=== What is being asked ===
Answer with one number only: the number of lines that contain "React".

=== Input records ===
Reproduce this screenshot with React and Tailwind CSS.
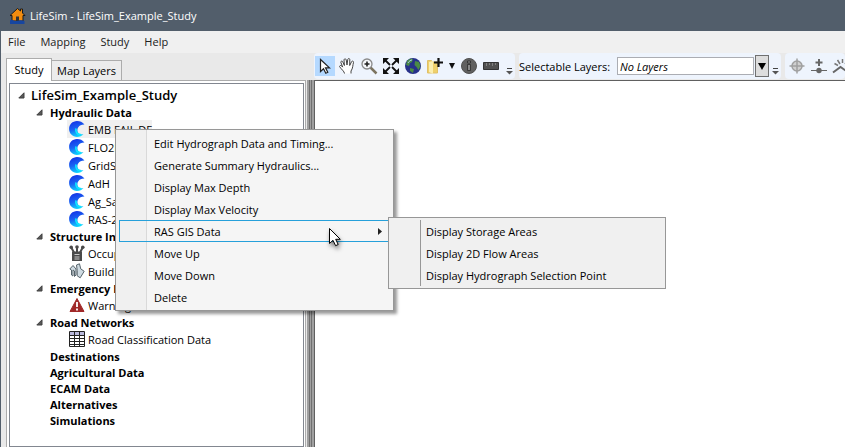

---

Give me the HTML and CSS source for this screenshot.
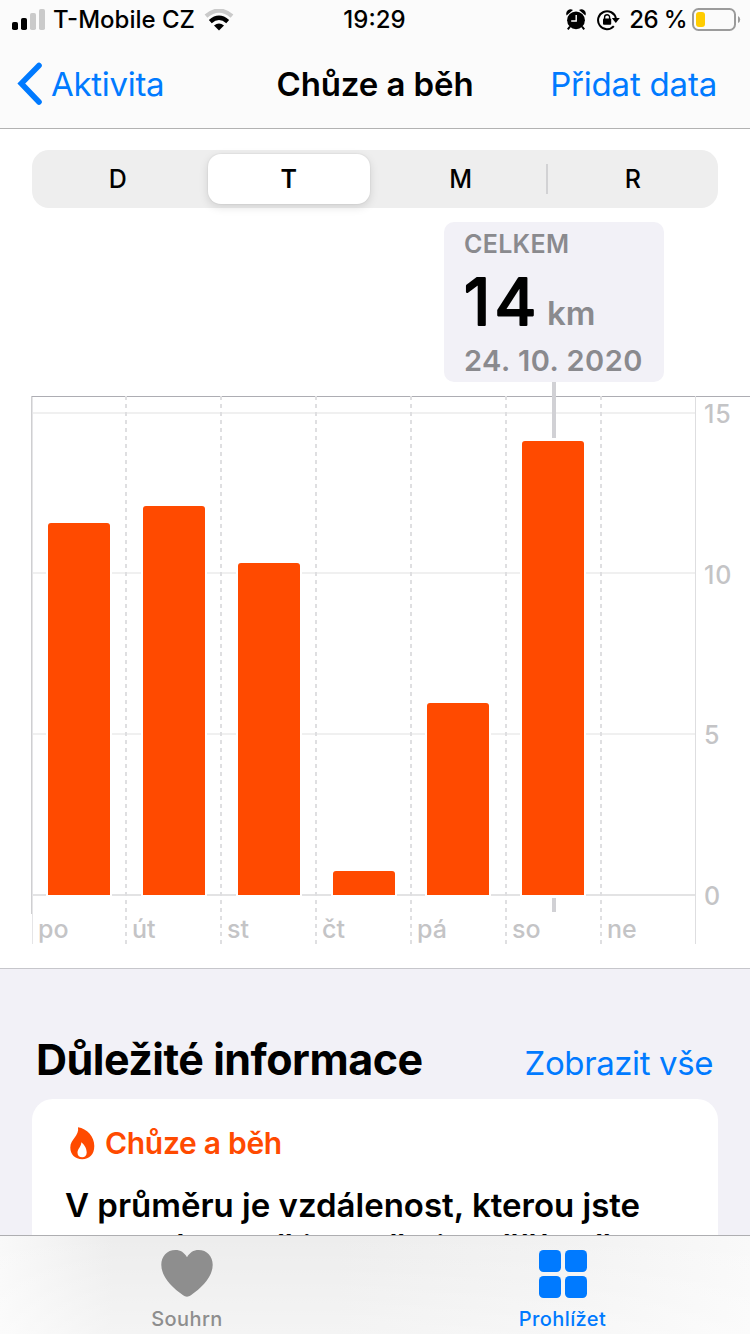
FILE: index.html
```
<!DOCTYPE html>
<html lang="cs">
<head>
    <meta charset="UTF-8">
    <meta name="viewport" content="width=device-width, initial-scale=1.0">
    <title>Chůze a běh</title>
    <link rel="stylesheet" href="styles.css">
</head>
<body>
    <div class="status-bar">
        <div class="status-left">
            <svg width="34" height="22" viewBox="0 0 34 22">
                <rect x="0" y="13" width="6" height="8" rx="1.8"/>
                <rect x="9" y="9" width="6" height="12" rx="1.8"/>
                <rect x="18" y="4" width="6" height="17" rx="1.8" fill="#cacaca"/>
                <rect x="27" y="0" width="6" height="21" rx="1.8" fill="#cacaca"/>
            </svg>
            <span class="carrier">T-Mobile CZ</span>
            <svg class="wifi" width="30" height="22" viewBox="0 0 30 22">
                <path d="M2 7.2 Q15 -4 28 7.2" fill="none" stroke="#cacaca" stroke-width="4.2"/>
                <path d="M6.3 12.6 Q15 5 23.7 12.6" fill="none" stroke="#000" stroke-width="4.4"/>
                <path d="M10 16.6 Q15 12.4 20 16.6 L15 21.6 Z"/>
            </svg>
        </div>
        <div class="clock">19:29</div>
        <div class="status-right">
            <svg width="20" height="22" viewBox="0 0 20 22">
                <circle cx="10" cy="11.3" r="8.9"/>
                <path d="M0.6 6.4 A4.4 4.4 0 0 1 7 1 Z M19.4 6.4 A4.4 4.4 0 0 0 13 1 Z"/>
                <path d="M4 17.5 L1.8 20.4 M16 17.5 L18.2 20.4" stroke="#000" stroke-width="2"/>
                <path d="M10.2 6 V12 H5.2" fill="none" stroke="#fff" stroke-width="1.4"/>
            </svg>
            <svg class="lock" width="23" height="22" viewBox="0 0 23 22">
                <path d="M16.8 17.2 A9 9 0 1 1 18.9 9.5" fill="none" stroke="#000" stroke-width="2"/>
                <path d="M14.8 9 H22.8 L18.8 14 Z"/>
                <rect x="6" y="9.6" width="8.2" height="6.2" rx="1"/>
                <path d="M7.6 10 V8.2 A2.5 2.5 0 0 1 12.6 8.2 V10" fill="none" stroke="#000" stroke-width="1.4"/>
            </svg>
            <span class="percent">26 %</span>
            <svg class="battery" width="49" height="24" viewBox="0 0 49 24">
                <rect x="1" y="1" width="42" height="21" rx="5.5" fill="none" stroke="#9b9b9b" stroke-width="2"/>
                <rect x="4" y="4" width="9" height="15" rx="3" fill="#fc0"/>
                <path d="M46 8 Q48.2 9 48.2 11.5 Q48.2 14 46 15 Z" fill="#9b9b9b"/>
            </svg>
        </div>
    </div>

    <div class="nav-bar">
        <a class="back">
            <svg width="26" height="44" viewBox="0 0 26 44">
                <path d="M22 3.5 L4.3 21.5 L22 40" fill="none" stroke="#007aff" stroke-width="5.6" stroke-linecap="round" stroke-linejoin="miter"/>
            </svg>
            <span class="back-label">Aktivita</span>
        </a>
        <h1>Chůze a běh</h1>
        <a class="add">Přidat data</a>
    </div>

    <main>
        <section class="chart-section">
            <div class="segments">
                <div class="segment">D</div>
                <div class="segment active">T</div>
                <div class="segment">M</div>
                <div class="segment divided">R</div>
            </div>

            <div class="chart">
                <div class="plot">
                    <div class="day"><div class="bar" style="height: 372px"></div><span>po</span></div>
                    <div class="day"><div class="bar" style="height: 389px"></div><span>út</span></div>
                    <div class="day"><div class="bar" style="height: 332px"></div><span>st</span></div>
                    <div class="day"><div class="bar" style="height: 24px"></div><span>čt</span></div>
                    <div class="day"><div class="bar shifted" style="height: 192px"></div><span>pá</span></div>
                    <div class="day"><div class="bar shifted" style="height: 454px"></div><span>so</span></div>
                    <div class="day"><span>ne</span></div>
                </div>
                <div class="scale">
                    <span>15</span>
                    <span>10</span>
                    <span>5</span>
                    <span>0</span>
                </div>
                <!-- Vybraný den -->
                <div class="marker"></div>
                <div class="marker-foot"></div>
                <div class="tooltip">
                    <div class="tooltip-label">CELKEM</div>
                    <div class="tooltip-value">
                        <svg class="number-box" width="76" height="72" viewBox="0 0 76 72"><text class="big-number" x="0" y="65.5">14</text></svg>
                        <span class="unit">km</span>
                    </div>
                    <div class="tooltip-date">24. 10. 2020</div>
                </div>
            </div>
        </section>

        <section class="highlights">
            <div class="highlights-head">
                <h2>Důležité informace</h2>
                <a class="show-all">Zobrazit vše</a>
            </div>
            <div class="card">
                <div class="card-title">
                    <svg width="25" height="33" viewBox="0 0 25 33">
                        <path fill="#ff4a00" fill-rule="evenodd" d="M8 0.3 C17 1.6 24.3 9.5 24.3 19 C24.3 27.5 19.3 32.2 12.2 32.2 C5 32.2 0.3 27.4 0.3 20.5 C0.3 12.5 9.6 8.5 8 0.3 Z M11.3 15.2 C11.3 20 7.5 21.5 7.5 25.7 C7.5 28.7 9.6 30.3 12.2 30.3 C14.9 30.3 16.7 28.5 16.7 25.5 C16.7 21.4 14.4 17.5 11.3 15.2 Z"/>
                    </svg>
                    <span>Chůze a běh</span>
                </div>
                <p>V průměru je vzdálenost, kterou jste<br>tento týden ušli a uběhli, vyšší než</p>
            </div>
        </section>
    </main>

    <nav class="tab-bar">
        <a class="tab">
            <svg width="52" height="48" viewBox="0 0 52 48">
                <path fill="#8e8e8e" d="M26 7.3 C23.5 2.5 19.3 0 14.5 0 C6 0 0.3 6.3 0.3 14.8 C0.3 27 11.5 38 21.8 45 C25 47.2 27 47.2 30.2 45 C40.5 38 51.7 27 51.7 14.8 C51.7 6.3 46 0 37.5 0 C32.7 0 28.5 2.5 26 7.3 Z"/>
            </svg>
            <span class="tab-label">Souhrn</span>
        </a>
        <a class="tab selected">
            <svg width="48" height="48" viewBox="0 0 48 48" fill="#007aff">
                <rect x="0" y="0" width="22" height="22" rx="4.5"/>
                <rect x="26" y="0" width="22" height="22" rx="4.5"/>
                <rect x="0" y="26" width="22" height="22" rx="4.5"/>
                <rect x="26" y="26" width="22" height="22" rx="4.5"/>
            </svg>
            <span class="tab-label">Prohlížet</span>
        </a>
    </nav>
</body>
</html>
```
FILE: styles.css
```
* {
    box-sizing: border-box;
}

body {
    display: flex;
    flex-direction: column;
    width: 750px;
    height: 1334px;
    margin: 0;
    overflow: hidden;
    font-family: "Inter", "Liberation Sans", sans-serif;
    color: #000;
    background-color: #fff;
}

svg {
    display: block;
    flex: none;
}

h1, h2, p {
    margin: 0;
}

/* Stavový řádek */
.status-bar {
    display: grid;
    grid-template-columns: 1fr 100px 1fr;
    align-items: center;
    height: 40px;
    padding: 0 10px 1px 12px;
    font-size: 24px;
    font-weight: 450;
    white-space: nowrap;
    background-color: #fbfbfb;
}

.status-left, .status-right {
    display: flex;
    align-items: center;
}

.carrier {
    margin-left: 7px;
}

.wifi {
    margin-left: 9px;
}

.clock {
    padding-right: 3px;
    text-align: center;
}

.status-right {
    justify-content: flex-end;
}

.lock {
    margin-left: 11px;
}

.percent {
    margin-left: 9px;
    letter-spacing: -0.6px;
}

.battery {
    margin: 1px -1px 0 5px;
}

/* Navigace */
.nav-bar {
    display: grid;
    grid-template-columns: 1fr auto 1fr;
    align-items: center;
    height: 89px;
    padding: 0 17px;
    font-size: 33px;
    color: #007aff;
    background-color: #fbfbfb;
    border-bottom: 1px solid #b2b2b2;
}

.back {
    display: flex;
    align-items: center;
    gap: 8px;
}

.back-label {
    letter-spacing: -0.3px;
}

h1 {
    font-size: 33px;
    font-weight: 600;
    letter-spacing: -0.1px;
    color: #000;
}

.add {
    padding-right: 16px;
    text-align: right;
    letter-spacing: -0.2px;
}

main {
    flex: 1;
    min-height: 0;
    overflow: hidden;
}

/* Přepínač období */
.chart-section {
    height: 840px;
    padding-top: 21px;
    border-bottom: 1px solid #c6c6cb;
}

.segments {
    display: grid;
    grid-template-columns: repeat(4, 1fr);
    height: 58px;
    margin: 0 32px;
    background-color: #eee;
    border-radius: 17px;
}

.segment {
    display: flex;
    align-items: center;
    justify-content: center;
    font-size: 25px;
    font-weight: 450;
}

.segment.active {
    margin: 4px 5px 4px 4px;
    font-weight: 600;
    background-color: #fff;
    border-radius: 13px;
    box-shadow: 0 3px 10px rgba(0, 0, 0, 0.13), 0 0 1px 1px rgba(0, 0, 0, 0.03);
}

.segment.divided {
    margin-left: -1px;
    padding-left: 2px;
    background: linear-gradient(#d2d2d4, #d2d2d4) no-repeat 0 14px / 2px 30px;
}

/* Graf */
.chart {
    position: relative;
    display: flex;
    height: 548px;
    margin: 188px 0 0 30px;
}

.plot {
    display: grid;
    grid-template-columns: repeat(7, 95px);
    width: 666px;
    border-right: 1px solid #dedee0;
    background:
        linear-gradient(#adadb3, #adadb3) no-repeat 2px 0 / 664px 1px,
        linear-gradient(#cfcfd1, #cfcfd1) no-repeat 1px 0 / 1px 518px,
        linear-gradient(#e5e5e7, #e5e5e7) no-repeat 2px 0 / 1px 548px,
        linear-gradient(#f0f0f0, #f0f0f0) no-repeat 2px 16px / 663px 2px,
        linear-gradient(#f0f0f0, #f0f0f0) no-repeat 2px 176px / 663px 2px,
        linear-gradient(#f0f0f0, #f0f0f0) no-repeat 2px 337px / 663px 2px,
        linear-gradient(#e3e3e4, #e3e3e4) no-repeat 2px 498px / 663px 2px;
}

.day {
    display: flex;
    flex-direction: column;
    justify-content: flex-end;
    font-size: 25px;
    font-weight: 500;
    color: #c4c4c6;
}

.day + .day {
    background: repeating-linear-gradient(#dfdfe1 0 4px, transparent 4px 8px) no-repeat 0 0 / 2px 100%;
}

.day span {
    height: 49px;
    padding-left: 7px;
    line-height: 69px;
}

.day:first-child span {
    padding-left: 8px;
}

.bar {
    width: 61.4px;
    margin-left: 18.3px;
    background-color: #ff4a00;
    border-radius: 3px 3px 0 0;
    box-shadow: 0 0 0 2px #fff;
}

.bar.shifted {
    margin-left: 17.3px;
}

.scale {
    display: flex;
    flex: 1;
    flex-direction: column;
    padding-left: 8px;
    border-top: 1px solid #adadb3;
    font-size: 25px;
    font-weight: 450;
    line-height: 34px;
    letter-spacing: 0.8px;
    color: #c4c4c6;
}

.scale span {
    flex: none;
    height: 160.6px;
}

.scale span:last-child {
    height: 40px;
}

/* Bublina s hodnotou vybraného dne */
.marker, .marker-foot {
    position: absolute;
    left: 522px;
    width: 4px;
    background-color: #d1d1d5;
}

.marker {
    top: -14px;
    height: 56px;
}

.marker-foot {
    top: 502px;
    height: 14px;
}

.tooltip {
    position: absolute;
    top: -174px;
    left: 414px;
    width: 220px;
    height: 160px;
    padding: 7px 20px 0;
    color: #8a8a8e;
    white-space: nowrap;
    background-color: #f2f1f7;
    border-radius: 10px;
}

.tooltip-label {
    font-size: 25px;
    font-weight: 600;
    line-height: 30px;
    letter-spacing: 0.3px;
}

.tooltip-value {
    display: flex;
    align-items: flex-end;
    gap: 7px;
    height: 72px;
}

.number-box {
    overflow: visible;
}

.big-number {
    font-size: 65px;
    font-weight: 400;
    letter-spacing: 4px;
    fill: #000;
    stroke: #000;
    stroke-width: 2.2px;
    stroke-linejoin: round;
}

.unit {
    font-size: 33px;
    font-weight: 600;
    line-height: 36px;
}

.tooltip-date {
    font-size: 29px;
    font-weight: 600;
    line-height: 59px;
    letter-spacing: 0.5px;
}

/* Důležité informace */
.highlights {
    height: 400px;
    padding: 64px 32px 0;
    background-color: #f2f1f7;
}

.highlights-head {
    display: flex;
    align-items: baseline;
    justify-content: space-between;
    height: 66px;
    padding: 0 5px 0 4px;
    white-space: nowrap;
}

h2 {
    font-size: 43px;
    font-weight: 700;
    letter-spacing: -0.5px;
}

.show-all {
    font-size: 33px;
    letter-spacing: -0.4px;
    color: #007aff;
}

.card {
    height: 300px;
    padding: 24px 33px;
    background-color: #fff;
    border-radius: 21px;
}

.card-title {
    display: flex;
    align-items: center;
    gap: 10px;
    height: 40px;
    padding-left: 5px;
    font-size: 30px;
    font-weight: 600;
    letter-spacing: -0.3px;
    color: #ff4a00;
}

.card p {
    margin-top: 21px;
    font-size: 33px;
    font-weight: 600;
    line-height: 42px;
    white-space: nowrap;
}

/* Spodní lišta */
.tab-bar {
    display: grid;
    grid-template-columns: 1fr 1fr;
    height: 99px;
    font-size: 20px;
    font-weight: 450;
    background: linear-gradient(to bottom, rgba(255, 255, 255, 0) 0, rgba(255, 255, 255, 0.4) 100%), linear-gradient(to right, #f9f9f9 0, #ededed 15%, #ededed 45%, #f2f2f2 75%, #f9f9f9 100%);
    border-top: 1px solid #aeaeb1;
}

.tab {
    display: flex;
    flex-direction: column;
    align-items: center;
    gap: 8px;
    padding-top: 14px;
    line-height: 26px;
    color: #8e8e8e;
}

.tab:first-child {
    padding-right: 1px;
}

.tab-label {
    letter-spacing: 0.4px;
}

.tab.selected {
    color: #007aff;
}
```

* * *

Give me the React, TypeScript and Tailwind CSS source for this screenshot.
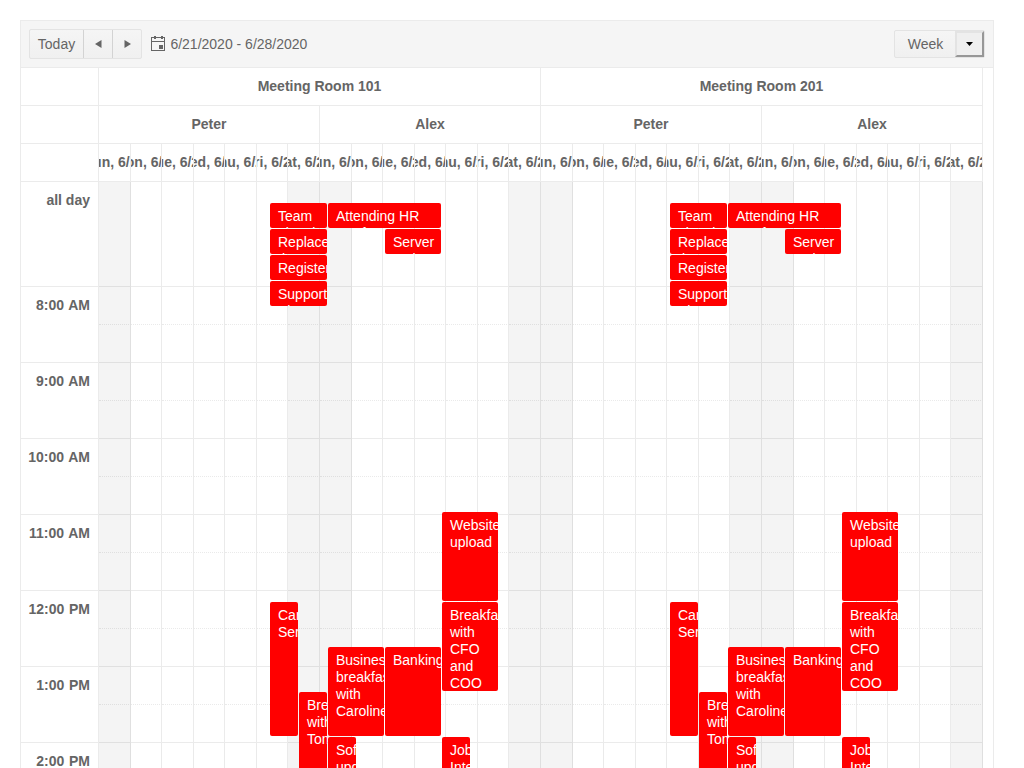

=== Answer for this exercise ===
2